Sad news for golf fans this week with the death of the legendary Arnold Palmer, the first proper multi-media golf superstar. You'll have no doubt been saturated with overly reverent obituaries in various media outlets, so what you'll be hungry for is a very mildly contrarian HOT TAKE on the whole Palmer phenomenon. And here it is.
So the standard folksy Palmer narrative goes something like this: stuffy tweedy old world of golf is ROCKED by swashbuckling devil-may-care young tearaway who rocks up to courses on his motorbike, drives the ball 600 yards while smoking a fag and wearing leather trousers and totally sticks it to The Man while simultaneously making golf into the multi-gazillion dollar industry that it is today. Now while I'm not denying Palmer's massive influence on golf in popular culture, and I should make it clear I have ABSOLUTELY NO AXE TO GRIND WHATSOEVER with Palmer as man, golfer or legend, I think that the story has acquired a sort of unquestionable mythic status over the years that there might be some value in examining.

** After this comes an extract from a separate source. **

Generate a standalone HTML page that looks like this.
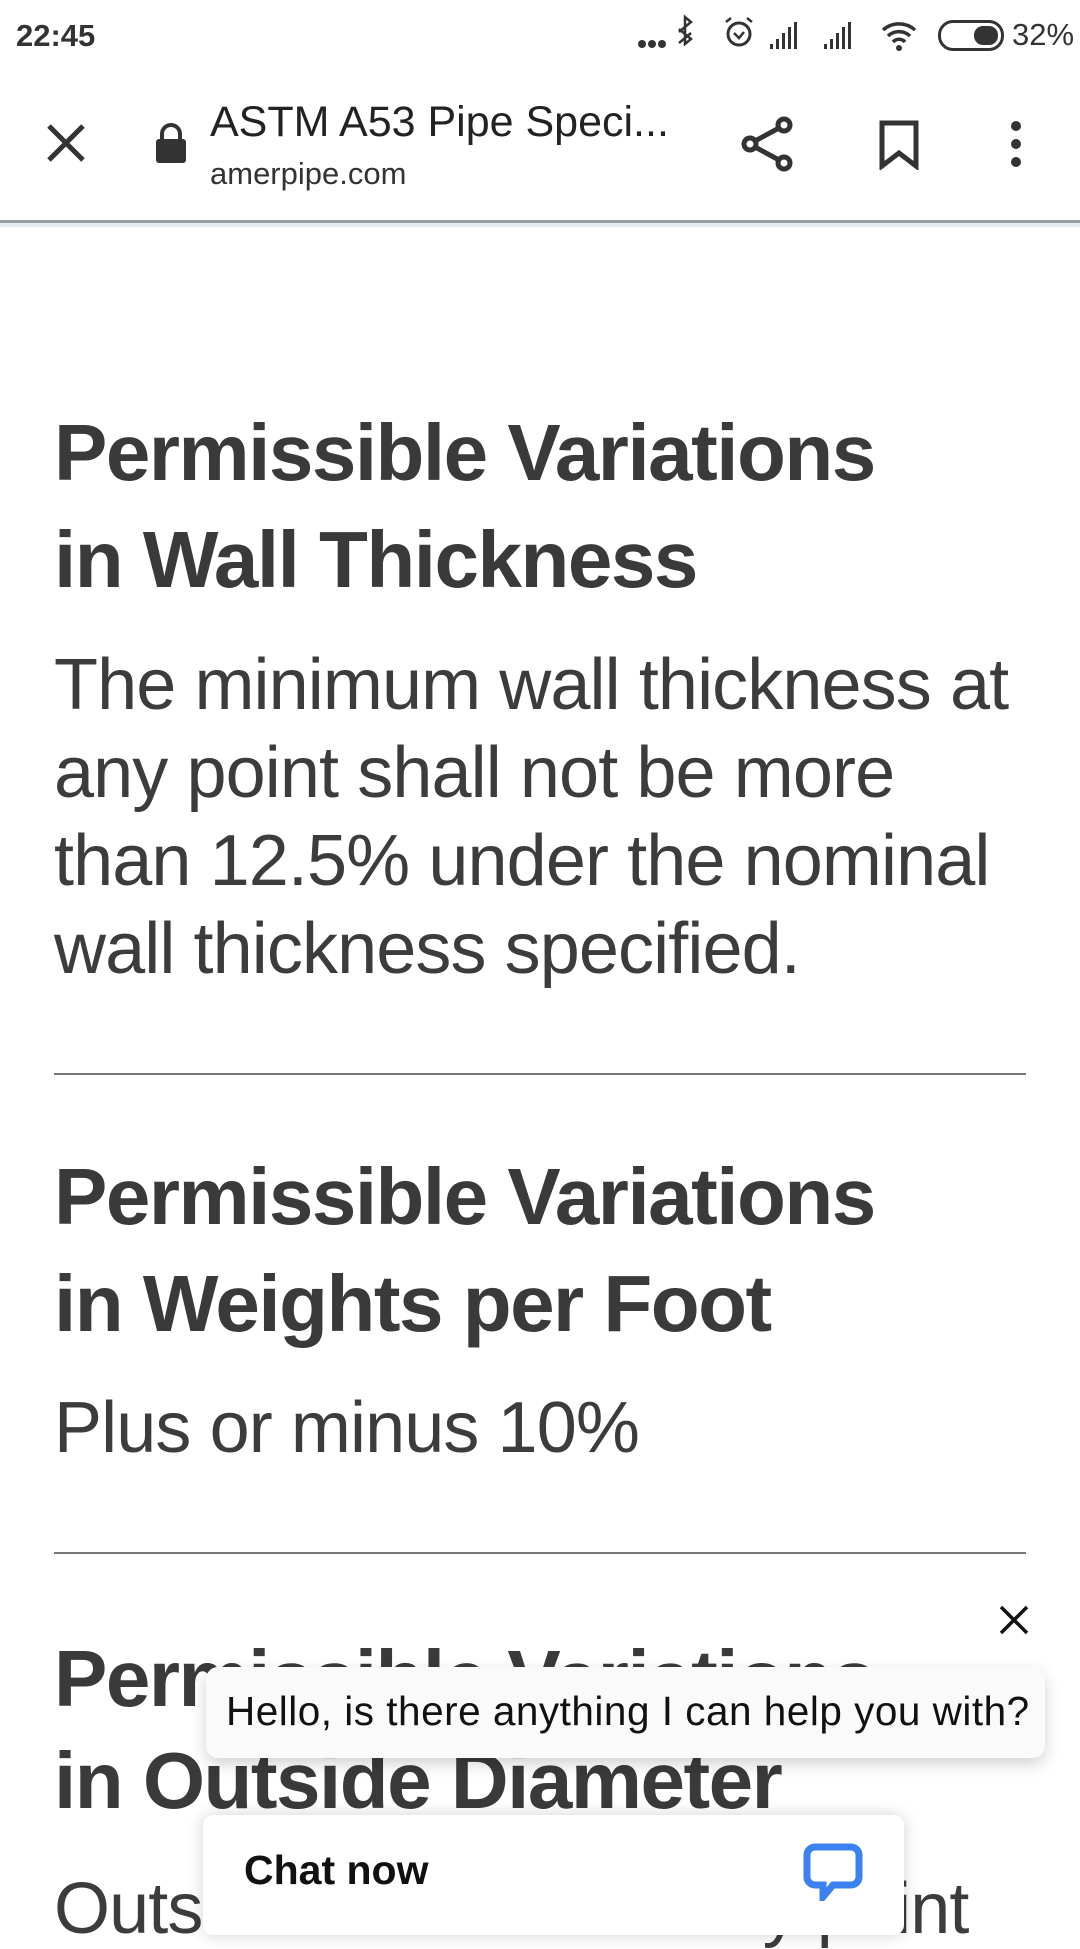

1958 Masters. Compare that with the winners of the remaining 1958 majors and you find that US Open winner Tommy Bolt was a rickety 42, but Open winner Peter Thomson was 28 and so was USPGA winner Dow Finsterwald. The following year's US Open and Open champions, Billy Casper and Gary Player, were both younger than Palmer at 27 and 23 respectively.
But, but, but: it's not just about the age thing, it's about the swashbuckling aggressive style and the down-to-earth attitude and the casual cardigan-wearing, fag-smoking charisma. And there'd be no argument from me there, except to venture the thought that pre-Palmer there were some golfers who were more aggressive and hit the ball further than others, and furthermore came from relatively humble beginnings, Sam Snead being an obvious example. What made Palmer a superstar and Snead merely a very successful golfer was that Palmer's rise to fame coincided with an explosion in TV ownership and coverage of golf on TV, and the introduction of colour TV in particular. Furthermore Palmer had the good fortune and shrewdness to hook up with fledgling sports promoter Mark McCormack who wrung the best endorsement deals and TV rights out of what was available.
One of the things that makes sportspersons in general loved by millions is fallibility, the sense that it could all go wrong at any minute. People who exhibit that sort of human frailty are generally better-loved than the steely remorseless winning machines, who tend to be loved only in retrospect. So just as Palmer was better-loved than Nicklaus, so it was for Snead and Hogan from an earlier era, and Ballesteros and Faldo and Mickelson and Woods from a later one.
Following on from that thought, one of the interesting things about Palmer's career, particularly for those of us who are far too young to have seen him in his prime and only really remember him from various grey-haired valedictory appearances at major tournaments over the past 30 years or so, is how short his prime was in terms of winning major tournaments. He won his first in 1958 at the age of 28 and his last six years later in 1964 at the age of 34, a major-winning span shorter than that of, say, Andy North, and notably shorter than those of his contemporaries Nicklaus (24 years) and Player (19 years).
After his last win Palmer had 19 top-10 finishes in majors without ever winning another - I haven't done extensive research here but other multiple major winners who had a similarly long "tail" to their careers include Sam Snead (20 top 10s after his last major win at the 1954 Masters) and Tom Watson (19 top 10s after his last major win at the 1983 Open). A couple of other odd Palmer/Watson parallels: Watson was a comparatively youthful 33 when he won his last major (completing a major-winning span of 8 years), and, like Palmer, the only major missing from his CV was the USPGA, in which he lost a play-off to John Mahaffey in 1978. Palmer was second at the USPGA three times, in 1964, 1968 and 1970. Other golfers to famously be a single major short of a career Grand Slam include Lee Trevino and (currently) Rory McIlroy at the Masters and Sam Snead and Phil Mickelson at the US Open.
More importantly, Palmer's death means that there may now never be an appropriate time for Andy and me to pitch our Viz comic strip idea, a concept very similar to Captain Oats: The Polar Explorer Who's Always Exploring His Own Pole. Ours was called Arnold Palmer: The Golfer Who's Always Palming His Arnold and featured a golfer concocting various hilarious ruses to sneak off into the heavy rough or a bunker for a quick one off the wrist. History is vague as to whether this explains Palmer's legendary meltdown in the final stages of the 1966 US Open.